Avogadro’s Law (constant T, P)
When the temperature and pressure of a gas are held constant, its
volume is directly proportional to the amount of gas (in moles or particles).
\[ V \propto n \]
\[ V = k\,n \]
From the ideal-gas equation
Starting with \(PV=nRT\) and keeping \(T\) and \(P\) constant:
\[ V=\frac{nRT}{P} \]
\[ k=\frac{RT}{P} \quad \text{(units: volume per mole)} \]
Thus the slope \(k\) of a \(V\)–\(n\) plot equals the molar volume under the given
conditions (gas sample on a straight line through the origin).
Two-state (ratio) form
Comparing initial \((V_i,n_i)\) and final \((V_f,n_f)\) states at the same \(T\) and \(P\):
\[ \frac{V_i}{n_i}=\frac{V_f}{n_f} \]
\[ V_f = V_i\,\frac{n_f}{n_i} \]
\[ n_f = n_i\,\frac{V_f}{V_i} \]
Amounts: moles and particles
\[ N_A = 6.022\,140\,76\times 10^{23}\ \text{mol}^{-1}\ \ (\text{exact}) \]
\[ n\ (\mathrm{mol})=\frac{N\ (\text{particles})}{N_A} \]
\[ 1\ \mathrm{mol} = 1000\ \mathrm{mmol} \]
- You may work in mol, mmol, or in units of \( \times 10^{23} \) particles; convert to mol for formulas.
- Perform the algebra in SI (m³, mol), then convert the final result to the chosen display units.

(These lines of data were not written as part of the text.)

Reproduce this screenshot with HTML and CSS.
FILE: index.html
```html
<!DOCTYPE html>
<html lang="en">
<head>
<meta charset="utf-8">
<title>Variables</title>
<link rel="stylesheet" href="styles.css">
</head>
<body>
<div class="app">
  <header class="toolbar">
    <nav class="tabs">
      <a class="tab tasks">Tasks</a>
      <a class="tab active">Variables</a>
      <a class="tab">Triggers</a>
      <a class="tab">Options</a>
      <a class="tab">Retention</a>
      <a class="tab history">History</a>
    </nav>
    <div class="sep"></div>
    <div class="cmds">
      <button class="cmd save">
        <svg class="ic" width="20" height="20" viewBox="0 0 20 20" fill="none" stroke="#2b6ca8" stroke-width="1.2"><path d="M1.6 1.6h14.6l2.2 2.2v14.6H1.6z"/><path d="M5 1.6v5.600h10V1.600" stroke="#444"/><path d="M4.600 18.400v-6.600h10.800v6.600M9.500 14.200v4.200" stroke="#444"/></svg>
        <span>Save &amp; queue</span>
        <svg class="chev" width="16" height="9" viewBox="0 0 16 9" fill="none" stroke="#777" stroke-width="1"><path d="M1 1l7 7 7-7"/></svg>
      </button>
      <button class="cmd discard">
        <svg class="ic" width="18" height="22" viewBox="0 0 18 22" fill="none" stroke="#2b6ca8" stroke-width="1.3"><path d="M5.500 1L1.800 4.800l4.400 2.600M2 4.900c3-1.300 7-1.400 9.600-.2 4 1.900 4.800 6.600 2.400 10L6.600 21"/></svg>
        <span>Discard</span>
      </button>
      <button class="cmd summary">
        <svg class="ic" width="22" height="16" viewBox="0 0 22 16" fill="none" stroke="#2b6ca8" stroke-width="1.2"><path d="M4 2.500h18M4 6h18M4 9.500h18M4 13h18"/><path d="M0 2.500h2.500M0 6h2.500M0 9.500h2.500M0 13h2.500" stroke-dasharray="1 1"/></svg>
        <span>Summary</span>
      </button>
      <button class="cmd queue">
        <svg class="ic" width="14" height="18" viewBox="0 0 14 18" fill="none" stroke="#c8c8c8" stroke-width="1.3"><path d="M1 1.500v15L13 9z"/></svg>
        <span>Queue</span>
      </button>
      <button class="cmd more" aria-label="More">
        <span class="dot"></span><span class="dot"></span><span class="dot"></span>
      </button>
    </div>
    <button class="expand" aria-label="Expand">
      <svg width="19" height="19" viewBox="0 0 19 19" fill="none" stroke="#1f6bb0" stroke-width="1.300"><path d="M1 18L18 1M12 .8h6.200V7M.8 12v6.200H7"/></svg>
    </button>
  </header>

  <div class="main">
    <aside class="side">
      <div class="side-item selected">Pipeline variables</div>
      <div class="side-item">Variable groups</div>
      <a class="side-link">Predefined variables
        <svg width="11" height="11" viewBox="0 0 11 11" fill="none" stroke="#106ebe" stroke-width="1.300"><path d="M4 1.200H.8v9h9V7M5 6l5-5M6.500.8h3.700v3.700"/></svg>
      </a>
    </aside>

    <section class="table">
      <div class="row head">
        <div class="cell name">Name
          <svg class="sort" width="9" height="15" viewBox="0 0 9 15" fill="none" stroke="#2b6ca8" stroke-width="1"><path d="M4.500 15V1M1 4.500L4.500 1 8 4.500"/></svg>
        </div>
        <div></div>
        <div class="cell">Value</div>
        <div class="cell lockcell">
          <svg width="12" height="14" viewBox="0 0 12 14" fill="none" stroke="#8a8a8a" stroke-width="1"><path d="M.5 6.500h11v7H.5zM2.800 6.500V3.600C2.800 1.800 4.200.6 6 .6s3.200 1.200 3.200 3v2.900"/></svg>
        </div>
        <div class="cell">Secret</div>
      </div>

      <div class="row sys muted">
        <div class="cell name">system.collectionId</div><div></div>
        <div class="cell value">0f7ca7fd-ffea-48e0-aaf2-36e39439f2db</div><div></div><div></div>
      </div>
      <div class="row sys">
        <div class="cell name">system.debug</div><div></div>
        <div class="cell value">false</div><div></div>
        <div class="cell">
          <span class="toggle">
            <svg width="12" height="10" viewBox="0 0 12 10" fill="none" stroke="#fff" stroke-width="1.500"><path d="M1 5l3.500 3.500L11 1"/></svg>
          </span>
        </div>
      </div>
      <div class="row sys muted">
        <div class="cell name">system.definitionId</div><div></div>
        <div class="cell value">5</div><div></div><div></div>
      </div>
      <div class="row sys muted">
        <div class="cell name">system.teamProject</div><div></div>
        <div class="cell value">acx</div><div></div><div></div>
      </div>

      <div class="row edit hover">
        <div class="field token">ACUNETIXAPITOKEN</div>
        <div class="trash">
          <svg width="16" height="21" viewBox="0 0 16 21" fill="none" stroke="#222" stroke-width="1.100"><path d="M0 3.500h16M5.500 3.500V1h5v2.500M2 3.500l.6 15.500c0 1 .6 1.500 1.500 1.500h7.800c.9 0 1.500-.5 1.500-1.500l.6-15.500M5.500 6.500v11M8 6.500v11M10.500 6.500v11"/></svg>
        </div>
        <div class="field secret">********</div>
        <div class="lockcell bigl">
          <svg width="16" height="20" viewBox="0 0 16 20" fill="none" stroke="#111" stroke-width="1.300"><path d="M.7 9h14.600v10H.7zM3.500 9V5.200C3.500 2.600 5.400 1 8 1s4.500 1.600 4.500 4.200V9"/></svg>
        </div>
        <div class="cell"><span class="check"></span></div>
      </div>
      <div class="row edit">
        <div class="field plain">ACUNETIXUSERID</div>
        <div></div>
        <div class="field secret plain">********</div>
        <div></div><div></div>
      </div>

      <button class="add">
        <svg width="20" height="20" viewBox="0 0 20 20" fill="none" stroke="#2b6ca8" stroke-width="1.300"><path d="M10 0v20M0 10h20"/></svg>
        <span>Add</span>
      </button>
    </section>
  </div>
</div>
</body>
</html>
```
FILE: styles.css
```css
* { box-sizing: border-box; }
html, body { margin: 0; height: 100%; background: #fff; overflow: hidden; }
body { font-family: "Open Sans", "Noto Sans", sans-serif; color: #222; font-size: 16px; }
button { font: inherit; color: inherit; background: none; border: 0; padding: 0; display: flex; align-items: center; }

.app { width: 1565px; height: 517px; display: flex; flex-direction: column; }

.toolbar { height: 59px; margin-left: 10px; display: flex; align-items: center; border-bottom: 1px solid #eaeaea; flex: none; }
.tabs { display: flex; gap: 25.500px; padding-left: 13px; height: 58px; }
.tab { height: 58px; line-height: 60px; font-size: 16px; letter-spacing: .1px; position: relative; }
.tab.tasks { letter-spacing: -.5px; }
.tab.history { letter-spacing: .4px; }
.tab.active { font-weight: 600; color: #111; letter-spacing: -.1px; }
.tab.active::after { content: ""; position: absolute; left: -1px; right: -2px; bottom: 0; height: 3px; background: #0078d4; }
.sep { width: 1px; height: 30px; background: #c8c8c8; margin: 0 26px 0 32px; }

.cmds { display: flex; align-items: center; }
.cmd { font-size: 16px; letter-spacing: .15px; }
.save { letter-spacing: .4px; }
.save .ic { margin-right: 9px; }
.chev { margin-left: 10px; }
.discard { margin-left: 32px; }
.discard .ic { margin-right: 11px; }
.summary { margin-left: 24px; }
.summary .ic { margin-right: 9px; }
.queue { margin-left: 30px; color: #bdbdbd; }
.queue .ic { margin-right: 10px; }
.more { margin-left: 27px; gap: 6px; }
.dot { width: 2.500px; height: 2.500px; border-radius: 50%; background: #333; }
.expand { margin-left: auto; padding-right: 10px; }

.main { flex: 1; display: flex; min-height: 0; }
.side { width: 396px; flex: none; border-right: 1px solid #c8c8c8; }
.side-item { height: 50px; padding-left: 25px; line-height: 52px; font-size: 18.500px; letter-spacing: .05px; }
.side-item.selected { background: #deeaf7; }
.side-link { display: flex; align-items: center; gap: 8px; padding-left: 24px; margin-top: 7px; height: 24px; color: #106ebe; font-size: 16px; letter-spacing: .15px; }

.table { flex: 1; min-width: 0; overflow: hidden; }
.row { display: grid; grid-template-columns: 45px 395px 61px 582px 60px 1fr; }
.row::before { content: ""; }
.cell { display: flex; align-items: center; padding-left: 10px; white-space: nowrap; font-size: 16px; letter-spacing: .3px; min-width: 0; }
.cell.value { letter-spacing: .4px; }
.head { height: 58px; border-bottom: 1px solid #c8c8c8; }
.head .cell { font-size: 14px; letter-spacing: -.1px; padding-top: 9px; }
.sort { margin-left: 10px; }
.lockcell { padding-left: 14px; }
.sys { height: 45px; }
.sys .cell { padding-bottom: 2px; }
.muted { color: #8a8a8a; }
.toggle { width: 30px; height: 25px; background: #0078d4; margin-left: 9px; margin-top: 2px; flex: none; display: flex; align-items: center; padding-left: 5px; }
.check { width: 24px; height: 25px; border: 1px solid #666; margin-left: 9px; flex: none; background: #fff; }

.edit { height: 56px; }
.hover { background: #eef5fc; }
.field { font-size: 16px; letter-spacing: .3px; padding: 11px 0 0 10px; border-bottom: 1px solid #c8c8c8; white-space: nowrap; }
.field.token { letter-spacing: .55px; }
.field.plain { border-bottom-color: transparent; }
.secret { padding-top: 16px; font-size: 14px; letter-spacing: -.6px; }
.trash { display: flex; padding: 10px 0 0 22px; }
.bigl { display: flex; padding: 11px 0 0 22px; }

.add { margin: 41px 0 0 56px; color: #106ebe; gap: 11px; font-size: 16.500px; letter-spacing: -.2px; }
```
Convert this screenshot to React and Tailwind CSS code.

Molar volume values you’ll see
- STP (IUPAC 1 bar, 273.15 K): \( \approx 22.711\ \mathrm{L\,mol^{-1}} \)
- 0 °C & 1 atm: \( \approx 22.414\ \mathrm{L\,mol^{-1}} \)
Real gases deviate from ideal behavior at high pressure or very low temperature, but for typical lab
conditions the ideal-gas prediction is a good approximation.
Worked example (two-state)
Problem. A gas has \(V_i=2.50\ \mathrm{L}\) at \(n_i=0.100\ \mathrm{mol}\).
What volume will it occupy when \(n_f=0.150\ \mathrm{mol}\) (same \(T,P\))?
\[ V_f = V_i\,\frac{n_f}{n_i} \]
\[
V_f = 2.50\ \mathrm{L}\times\frac{0.150}{0.100}
\]
\[ V_f = 3.75\ \mathrm{L} \]
Final volume \( = 3.75\ \mathrm{L} \).
Worked example (find \(k\) and use it)
Given. \(V=2.50\ \mathrm{L}\) when \(n=0.100\ \mathrm{mol}\).
\[ k = \frac{V}{n} \]
\[ k = \frac{2.50\ \mathrm{L}}{0.100\ \mathrm{mol}} \]
\[ k = 25.0\ \mathrm{L\,mol^{-1}} \]
\[ \text{If } n=0.060\ \mathrm{mol}, \quad V=k\,n \]
\[ V = 25.0\ \mathrm{L\,mol^{-1}}\times 0.060\ \mathrm{mol} \]
\[ V = 1.50\ \mathrm{L} \]
Common pitfalls
- Changing \(T\) or \(P\). Avogadro’s law requires both to be constant.
- Unit mixing. Keep volumes and amounts consistent (convert mmol → mol, particles → mol).
- Forgetting that the line passes through the origin. In a correct \(V\)–\(n\) graph, \(V=0\) when \(n=0\).
Combining gas volumes (reasoning link)
At fixed \(T,P\), equal volumes of gases contain equal numbers of molecules. Thus gaseous reaction
volume ratios mirror mole ratios (e.g., \(2\,\text{vol}\ \mathrm{H_2}+1\,\text{vol}\ \mathrm{O_2}\to 2\,\text{vol}\ \mathrm{H_2O(g)}\)).